Beschreibung
Cornelius Borck, McGill University Montreal:
Visualisierung ist für die Neurowissenschaften weder neu noch spezifisch. Die modernen Bildgebungsverfahren in der Hirnforschung haben sich jedoch über die Massenmedien bemerkenswert weit und schnell verbreitet und genießen die Aufmerksamkeit einer besonders breiten Öffentlichkeit. In verschiedener Hinsicht scheinen diese Darstellungen perfekte Bilder zu sein; sie stellen die Topographie des menschlichen Gehirns mit außergewöhnlicher morphologischer Schärfe am lebenden Objekt dar und heben gleichzeitig Zentren funktioneller Aktivität hervor. Stellen von besonderem Interesse können mit bisher unbekannter Genauigkeit dargestellt werden und beeindrucken als beispielloses Beweismaterial.

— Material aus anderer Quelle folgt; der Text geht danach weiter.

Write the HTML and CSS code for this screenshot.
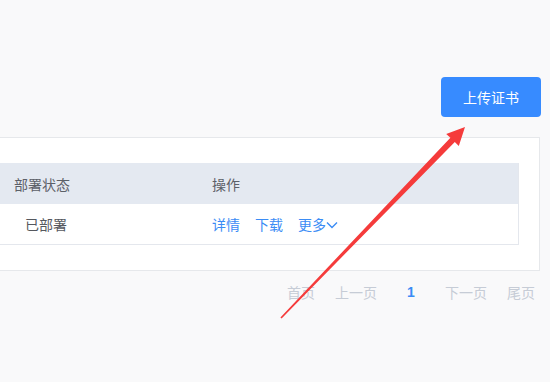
FILE: index.html
```html
<!DOCTYPE html>
<html lang="zh">
<head>
<meta charset="utf-8">
<link rel="stylesheet" href="styles.css">
</head>
<body>
<div class="page">
  <div class="toolbar">
    <button class="btn-primary">上传证书</button>
  </div>
  <div class="card">
    <div class="table">
      <div class="row head">
        <div class="cell c1">部署状态</div>
        <div class="cell c2">操作</div>
      </div>
      <div class="row body">
        <div class="cell c1 status">已部署</div>
        <div class="cell c2 ops">
          <a class="link">详情</a>
          <a class="link">下载</a>
          <a class="link more">更多<svg class="chev" width="12" height="8" viewBox="0 0 12 8"><path d="M1 1.5 L6 6.5 L11 1.5" fill="none" stroke="currentColor" stroke-width="1.4"/></svg></a>
        </div>
      </div>
    </div>
  </div>
  <div class="pager">
    <span class="pg">首页</span>
    <span class="pg">上一页</span>
    <span class="pg current">1</span>
    <span class="pg">下一页</span>
    <span class="pg">尾页</span>
  </div>
  <svg class="arrow" width="550" height="382" viewBox="0 0 550 382">
    <polygon points="465,127 458.8,146 454.8,142 281.6,318.4 280.4,317.4 450.4,137.8 446.2,134" fill="#f53b3b"/>
  </svg>
</div>
</body>
</html>
```

FILE: styles.css
```css
* { box-sizing: border-box; }
html, body {
  margin: 0;
  padding: 0;
  background: #f9f9fa;
  font-family: "Noto Sans CJK SC", "Noto Sans", sans-serif;
  font-size: 14px;
}
.page {
  position: relative;
  width: 550px;
  height: 382px;
  overflow: hidden;
}
.toolbar {
  display: flex;
  justify-content: flex-end;
  padding: 77px 9px 0 0;
}
.btn-primary {
  width: 100px;
  height: 40px;
  border: none;
  border-radius: 4px;
  background: #378bff;
  color: #fff;
  font-family: inherit;
  font-size: 14px;
  padding: 0;
}
.card {
  margin: 20px 10px 0 -20px;
  background: #fff;
  border: 1px solid #e6e8eb;
  padding: 25px 20px 25px 0;
}
.table {
  border-right: 1px solid #e4e7ed;
  border-bottom: 1px solid #e4e7ed;
}
.row {
  display: flex;
  align-items: center;
}
.row.head {
  height: 41px;
  background: #e4e9f1;
  color: #5c6068;
}
.row.body {
  height: 40px;
  background: #fff;
  color: #55585e;
}
.c1 {
  width: 231px;
  padding-left: 33px;
}
.c1.status {
  padding-left: 44px;
}
.c2 {
  flex: 1;
}
.ops {
  display: flex;
  align-items: center;
  gap: 15px;
}
.link {
  color: #3b8cf5;
  display: inline-flex;
  align-items: center;
}
.chev {
  margin-top: 2px;
}
.pager {
  display: flex;
  justify-content: flex-end;
  align-items: center;
  gap: 20px;
  margin-top: 10px;
  padding-right: 15px;
  height: 22px;
  color: #c6ccd6;
}
.pg.current {
  width: 28px;
  text-align: center;
  color: #3b8cf5;
  font-weight: bold;
  font-family: "Liberation Sans", Arial, sans-serif;
}
.arrow {
  position: absolute;
  left: 0;
  top: 0;
  pointer-events: none;
}
```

Obwohl sie Ergebnis fortgeschrittener Datenmanipulationsverfahren sind, sehen diese Bilder dennoch bemerkenswert natürlich aus und scheinen die Natur des menschlichen Geistes zu offenbaren. Historisch betrachtet teilen jedoch die modernen Bildgebungsverfahren dieses Potenzial, die Faszination der Öffentlichkeit zu entfachen, mit früheren Fortschritten in den Neurowissenschaften, und besonders mit früheren Strategien, das Gehirn in seiner funktionellen Organisation zu visualisieren. Von Paul Flechsigs anatomischer Demonstration der Bahnen des Denkens über Oskar Vogts Identifizierung des Zellsubstrats für Lenins intellektuelle Akrobatik bis hin zur Online-Beobachtung des arbeitenden Gehirns durch die Elektroenzephalographie gibt es zahlreiche Beispiele dafür, wie neue Visualisierungsverfahren Perioden vermeintlicher Durchbrüche in der Geschichte der Neurowissenschaften markiert haben. In dieser Perspektive scheint ein Zoom-in-Effekt, der mit jeglicher neuen Technologie einhergeht, die Maschinenbilder mit einer besonderen Glaubwürdigkeit für weitreichende Ansprüche aufzupolieren. Dies wiederum erfordert eine sorgfältige epistemologische Bewertung visueller Beweismaterialien.